Byrne and his actors have also given us a family unit which we can care about, too: without sentimentality, or masses of explanatory dialogue, we can believe in and like this unorthodox bunch of characters. I spent a large part of the time thinking Jesse was being acted by Matthew McConaughey (there IS a likeness there with Rust Cohle) so my apologies to Ethan Embry, who has had a long and varied career to date, but hasn’t done a great deal in the way of horror movies before this. He carries the film skilfully, balancing the tormented artist shtick well against his performance as a dedicated, loving father. Mother Shiri Appleby is equally put through her paces by some of the film’s more gruelling moments, whilst Zooey (Kiara Glasco, who has already notched up a performance in a Cronenberg film) is believably sharp and vulnerable by turns. Then there’s Ray himself (Pruitt Taylor Vince), a bold piece of casting because, to external appearances, he looks a little vulnerable, too. This film would have been a very different experience had Byrne cast some angular, wild-eyed individual to play a straightforward villain, and a less confident director probably would have done this. As it stands, Taylor Vince can be ambiguous, an important capacity in slowly building the sense of supernatural threat – which itself throws a possible curveball at the end…

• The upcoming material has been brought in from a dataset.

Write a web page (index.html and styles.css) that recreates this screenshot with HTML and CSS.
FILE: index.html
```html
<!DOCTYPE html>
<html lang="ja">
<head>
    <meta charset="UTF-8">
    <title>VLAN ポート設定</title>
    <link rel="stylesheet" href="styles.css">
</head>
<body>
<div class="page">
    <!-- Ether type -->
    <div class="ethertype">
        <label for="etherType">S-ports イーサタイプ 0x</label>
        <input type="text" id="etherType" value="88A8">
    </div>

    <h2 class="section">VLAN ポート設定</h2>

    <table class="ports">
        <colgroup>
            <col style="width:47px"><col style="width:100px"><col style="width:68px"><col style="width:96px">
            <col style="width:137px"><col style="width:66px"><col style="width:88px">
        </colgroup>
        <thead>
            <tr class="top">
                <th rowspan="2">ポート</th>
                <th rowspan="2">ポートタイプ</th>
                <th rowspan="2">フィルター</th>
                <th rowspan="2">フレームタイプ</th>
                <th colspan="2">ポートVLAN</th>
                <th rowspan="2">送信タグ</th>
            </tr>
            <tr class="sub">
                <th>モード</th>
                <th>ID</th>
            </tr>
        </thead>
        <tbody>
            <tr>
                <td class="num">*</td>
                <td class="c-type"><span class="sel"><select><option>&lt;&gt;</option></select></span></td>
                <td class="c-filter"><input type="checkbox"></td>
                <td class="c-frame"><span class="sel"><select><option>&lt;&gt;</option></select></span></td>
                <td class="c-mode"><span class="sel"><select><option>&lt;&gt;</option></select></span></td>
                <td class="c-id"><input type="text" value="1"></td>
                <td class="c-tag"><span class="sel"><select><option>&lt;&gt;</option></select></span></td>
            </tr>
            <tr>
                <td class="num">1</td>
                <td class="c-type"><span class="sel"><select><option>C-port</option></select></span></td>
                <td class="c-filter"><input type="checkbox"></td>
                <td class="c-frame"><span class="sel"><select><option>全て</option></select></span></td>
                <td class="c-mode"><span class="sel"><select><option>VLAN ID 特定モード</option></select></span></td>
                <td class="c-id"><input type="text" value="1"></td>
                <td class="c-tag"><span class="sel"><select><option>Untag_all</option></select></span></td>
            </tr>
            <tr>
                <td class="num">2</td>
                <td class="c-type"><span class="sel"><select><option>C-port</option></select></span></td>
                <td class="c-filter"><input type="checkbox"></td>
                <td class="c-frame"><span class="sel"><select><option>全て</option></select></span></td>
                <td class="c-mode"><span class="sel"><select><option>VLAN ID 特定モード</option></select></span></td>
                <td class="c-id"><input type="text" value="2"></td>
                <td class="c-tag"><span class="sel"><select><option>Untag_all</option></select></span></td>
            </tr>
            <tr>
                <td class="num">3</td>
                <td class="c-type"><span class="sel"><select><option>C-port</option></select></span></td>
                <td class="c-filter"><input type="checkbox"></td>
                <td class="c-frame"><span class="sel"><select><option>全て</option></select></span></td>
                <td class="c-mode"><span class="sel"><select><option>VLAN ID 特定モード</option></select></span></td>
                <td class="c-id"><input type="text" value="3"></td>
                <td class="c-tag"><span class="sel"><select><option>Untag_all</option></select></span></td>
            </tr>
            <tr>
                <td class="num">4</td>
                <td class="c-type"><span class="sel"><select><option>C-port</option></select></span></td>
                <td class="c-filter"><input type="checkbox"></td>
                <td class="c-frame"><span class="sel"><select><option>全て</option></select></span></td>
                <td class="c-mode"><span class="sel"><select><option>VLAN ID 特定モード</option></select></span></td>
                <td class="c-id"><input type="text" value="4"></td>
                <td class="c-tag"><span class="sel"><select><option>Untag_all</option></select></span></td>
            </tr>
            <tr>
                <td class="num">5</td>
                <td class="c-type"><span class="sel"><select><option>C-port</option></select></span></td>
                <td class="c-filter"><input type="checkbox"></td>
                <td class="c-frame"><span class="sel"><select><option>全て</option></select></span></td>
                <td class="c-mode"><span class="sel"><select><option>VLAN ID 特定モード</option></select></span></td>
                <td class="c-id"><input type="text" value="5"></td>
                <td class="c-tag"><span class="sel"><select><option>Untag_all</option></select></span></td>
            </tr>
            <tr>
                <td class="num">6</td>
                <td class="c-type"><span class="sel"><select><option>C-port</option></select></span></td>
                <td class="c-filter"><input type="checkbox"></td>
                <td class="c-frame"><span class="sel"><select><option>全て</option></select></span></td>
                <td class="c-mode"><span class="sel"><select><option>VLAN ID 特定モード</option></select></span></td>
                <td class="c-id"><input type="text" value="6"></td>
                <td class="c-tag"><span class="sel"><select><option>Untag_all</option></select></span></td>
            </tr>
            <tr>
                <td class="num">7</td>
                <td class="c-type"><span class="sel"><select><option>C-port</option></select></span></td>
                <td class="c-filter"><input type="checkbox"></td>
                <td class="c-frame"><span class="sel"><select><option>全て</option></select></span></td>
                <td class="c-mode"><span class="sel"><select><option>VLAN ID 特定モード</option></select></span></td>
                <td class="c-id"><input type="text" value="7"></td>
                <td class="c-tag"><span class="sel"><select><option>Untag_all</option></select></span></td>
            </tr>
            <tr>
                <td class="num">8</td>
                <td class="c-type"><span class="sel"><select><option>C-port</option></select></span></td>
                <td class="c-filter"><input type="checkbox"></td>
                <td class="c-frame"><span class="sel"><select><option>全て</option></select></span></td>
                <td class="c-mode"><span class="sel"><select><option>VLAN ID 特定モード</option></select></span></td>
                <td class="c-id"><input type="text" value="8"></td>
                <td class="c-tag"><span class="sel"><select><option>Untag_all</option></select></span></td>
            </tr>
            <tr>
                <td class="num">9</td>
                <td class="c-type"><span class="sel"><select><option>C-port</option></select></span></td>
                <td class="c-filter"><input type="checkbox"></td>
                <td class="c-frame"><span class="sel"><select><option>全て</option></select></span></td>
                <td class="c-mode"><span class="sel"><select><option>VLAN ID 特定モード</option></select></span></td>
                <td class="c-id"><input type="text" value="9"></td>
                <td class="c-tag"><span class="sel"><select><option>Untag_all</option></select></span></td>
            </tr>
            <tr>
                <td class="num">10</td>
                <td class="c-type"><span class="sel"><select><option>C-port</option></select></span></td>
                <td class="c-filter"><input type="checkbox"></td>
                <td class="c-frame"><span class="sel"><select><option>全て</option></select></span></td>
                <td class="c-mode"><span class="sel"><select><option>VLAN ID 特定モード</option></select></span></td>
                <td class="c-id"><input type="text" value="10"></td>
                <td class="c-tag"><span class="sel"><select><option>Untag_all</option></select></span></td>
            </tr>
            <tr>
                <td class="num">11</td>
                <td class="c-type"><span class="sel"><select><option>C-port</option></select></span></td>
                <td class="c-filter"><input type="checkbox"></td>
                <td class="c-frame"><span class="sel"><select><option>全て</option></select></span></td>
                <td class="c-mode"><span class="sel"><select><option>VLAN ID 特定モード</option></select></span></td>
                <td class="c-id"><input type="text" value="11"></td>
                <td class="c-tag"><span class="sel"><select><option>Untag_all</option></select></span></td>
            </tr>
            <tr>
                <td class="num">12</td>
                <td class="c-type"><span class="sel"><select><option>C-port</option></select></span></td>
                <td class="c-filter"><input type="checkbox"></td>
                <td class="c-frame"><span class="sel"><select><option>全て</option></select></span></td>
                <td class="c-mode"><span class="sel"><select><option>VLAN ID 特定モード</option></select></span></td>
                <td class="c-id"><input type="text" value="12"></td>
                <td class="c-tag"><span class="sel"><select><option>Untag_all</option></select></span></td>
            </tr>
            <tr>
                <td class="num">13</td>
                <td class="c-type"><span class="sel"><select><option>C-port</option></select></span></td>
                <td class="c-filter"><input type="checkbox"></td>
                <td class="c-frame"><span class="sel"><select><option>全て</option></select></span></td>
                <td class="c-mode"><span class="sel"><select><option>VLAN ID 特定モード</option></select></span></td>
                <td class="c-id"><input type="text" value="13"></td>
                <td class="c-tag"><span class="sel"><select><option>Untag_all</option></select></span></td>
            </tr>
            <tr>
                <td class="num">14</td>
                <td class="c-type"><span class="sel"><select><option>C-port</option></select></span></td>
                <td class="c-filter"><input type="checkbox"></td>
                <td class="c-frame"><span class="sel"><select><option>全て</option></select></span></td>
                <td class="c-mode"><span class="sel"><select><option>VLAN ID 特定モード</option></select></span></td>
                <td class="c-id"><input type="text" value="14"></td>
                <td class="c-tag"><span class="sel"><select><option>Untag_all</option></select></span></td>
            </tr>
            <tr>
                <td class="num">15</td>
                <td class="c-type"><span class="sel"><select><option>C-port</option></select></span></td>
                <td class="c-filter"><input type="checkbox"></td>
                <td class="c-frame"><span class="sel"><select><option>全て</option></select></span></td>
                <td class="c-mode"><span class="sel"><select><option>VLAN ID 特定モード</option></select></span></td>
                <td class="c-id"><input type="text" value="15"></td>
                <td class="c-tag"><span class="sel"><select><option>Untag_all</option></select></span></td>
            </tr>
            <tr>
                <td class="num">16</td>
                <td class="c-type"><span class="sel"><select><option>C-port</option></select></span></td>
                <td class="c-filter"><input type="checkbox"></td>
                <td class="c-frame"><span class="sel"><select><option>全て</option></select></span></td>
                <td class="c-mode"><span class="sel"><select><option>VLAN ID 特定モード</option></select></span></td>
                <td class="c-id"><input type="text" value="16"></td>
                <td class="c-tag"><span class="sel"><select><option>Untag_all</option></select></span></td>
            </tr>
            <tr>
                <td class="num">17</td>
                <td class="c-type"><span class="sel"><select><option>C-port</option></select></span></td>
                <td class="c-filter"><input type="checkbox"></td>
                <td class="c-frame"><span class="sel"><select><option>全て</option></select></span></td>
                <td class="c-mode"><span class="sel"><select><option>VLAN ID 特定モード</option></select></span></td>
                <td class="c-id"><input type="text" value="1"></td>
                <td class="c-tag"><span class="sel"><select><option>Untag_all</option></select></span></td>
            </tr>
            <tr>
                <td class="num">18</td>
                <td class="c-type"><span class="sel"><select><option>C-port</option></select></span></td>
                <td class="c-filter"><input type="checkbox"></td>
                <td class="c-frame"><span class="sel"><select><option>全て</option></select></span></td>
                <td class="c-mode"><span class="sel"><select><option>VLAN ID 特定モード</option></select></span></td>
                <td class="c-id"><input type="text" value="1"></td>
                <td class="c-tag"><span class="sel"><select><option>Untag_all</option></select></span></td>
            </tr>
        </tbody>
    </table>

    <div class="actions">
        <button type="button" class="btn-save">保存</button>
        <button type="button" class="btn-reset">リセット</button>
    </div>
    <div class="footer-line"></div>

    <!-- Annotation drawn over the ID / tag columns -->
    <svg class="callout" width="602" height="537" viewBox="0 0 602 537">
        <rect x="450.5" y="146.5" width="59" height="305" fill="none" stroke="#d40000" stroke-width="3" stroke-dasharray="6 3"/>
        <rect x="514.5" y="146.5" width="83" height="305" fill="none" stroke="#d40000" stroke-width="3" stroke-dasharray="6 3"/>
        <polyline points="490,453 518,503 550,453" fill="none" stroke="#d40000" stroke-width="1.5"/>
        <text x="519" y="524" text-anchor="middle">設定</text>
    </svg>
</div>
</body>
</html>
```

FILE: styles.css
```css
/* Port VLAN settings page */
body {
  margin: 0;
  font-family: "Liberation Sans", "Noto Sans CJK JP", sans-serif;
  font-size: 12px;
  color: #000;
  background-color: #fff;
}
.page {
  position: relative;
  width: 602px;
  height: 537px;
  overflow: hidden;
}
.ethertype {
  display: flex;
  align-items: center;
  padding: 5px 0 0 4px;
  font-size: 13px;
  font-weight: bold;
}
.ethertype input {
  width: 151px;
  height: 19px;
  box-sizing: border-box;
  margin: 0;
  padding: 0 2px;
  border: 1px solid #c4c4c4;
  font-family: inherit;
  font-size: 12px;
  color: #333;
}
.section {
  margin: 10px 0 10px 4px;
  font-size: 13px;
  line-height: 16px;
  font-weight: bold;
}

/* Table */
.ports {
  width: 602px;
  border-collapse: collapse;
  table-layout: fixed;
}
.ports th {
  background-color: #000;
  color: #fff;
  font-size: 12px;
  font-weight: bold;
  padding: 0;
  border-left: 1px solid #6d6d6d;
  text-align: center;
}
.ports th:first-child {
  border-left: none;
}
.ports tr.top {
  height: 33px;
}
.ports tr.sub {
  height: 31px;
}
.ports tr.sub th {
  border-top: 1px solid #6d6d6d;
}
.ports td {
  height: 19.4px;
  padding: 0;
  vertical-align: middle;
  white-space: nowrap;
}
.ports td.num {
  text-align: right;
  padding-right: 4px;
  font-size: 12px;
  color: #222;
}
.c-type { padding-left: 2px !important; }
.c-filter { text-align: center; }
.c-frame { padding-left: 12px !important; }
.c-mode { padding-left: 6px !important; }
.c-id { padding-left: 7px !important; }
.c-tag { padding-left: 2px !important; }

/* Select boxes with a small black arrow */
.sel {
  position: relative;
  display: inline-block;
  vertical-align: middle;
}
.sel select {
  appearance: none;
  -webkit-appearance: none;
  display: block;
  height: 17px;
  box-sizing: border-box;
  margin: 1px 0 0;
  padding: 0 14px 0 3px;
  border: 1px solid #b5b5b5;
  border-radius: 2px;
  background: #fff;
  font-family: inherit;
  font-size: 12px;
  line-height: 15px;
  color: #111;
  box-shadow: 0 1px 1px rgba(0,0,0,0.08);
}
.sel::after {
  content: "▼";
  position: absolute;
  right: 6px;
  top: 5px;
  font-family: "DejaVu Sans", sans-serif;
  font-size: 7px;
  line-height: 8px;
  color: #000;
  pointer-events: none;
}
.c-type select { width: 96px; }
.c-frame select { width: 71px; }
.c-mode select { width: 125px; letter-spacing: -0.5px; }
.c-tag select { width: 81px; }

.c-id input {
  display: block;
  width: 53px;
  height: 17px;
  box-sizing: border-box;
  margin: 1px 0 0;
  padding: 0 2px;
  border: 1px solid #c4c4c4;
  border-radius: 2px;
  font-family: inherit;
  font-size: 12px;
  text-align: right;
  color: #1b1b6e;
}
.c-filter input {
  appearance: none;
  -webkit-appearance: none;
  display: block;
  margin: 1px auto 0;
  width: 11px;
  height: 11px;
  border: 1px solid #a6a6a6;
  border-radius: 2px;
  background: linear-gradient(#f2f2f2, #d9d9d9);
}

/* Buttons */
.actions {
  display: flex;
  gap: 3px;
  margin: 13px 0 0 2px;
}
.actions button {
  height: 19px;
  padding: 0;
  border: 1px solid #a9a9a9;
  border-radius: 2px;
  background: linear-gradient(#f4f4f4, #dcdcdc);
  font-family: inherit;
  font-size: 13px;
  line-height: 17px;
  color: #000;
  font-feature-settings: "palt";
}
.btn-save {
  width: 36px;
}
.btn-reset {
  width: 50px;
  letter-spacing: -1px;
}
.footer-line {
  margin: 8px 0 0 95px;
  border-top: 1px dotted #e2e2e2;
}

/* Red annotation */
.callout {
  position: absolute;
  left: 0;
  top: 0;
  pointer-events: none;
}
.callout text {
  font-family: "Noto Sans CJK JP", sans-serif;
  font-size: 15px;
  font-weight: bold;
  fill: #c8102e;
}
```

I only have one minor quibble with what is otherwise an interesting and well-made film – and that refers to something which several filmmakers seem to have found impossible to resist when delving into the world of heavy metal as a source of storyline. The Devil’s Candy has a couple of moments, but one in particular where it can’t resist playing an element for laughs; it’s a pretty hefty tonal shift at a key moment, and one which doesn’t rest too comfortably with what’s come before it. Interestingly, the moment itself is emblazoned on the poster art for the film; I’d have tried to avoid the whole rawk cliche, personally, as it’s not needed to take the film anywhere: The Devil’s Candy is a very different type of film to splatter parodies such as Deathgasm – and so it should be allowed to be.
Overall, however, this is a well-crafted horror film, another example of Sean Byrne taking some familiar components of the genre and recombining them into a decent, pacy and often innovative story. Whilst it doesn’t have the pure visceral glee of The Loved Ones, it’s proof positive that Byrne is willing to explore the genre in a series of different ways, and I sincerely hope that he doesn’t take another seven years to show us what else he can do.